Un petit post-scriptum au cinéma d’animation chinois, et à sa mue industrielle. On devrait laisser tranquille ce direct-to-video qui n’a rien demandé, qui n’a aucune prétention auteuriste, et qui n’a à première vue d’autre défaut que son total anonymat. Mais au-delà des tristes ambitions à l’œuvre (chercher le juste milieu entre marché asiatique et américain, comme on concevrait un appareil adapté à la diversité des prises électriques), le film est désarmant, presque chou, dans la façon dont il croit faire mise en scène en multipliant les effets et mouvements, comme un ado qui s’amuserait tout seul dans sa chambre en bruitant les travellings à la bouche.

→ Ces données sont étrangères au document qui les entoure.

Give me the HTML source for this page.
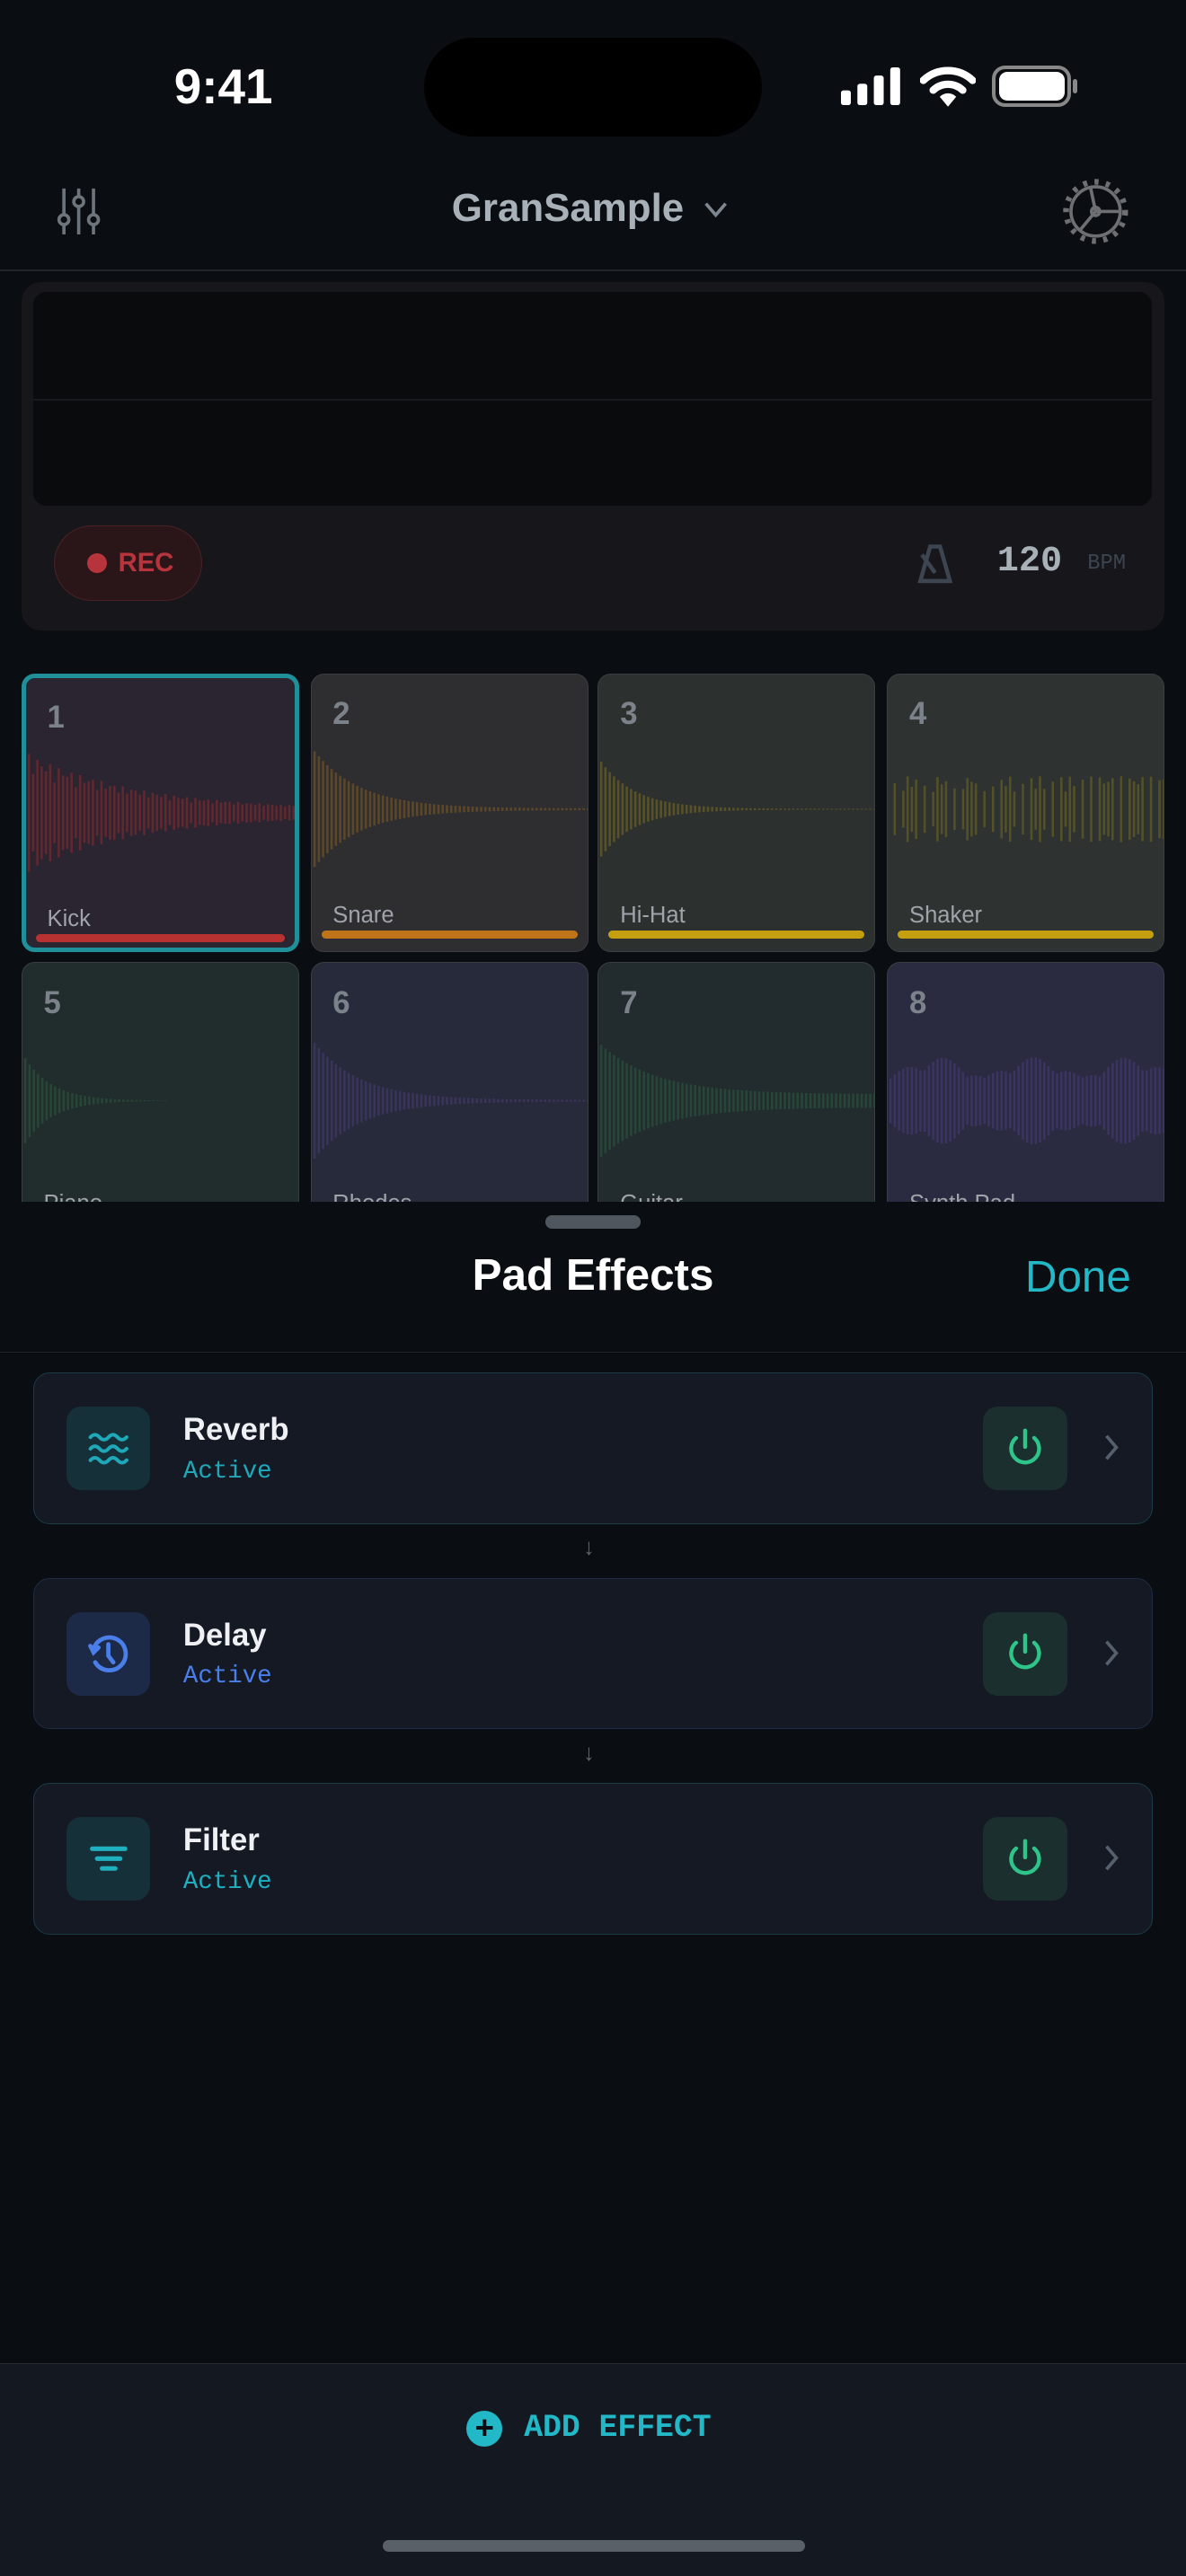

On reconnaît cette a-culturation totale du langage : c’est celle des cinématiques friquées de jeu vidéo, obèses d’effets d’épate et d’images chiadées, n’ayant pour référent que les conventions de leur petit pré-carré (et pensant de fait inventer l’eau tiède par des choix à l’immaturité atterrante). Mais les jeux vidéo n’ont jamais eu, eux, la prétention à être des films, brillant sans difficulté quand il le fallait sur leur propre terrain ; ces rares incursions animées, maladroites et trop enthousiastes, y devenaient presque attachantes, comme l’œuvre d’un réal de série Z tout fou d’avoir trouvé un gros sac de billets. Si cette forme préoccupe une fois passée sur grand écran, c’est parce qu’il est difficile de ne pas y lire le devenir d’un cinéma populaire eurasien voulant maladivement talonner Hollywood sur le plan de la production (et dont la blockbuster chinois, dans sa surenchère, serait le fer de lance) : à la fois totalement hypertrophié dans sa création (mondialisé, optimisé, conçu sur mesure), et pourtant réduit à la pauvreté miniature d’un fantasme esthétique de nerd. D’où, au vu des ambitions de diffusion, un certain vertige – ce même vertige qui nous saisit en re-feuillettant les magazines jeu vidéo de nos années pré-ado, pour constater avec effroi que les journalistes qui nous y parlaient avaient l’âge mental de leurs lecteurs.

 

Gobelins

• Puisque nous parlons animation, un petit mot sur l’école des Gobelins, qui a l’excellente initiative de proposer en accès libre la fournée 2015 de ses films de fin d’étude (on rêverait que toutes les écoles de cinéma sortent de leur autisme pour se cogner au public de la sorte). L’animation française, bien que formellement virtuose, semble souvent enfermée dans un double automatisme aux cinéastes absents : l’humour distant Tatiesque, et le tout-allégorique hérité de l’animation de l’est, pour des films conçus au service d’un concept-pitch souverain. On peut donc apprécier cette année de voir plusieurs films s’essayer à d’autres voies : si c’est parfois pour tomber dans d’autres conventions, celles du court-métrage français filmé en l’occurrence (narration trouée et soustractive, fins ouvertes qui-en-pensent-long), la rencontre crée quelques jolis moments. Mis à part le premier et le dernier films, assez faibles, l’ensemble est plutôt motivant.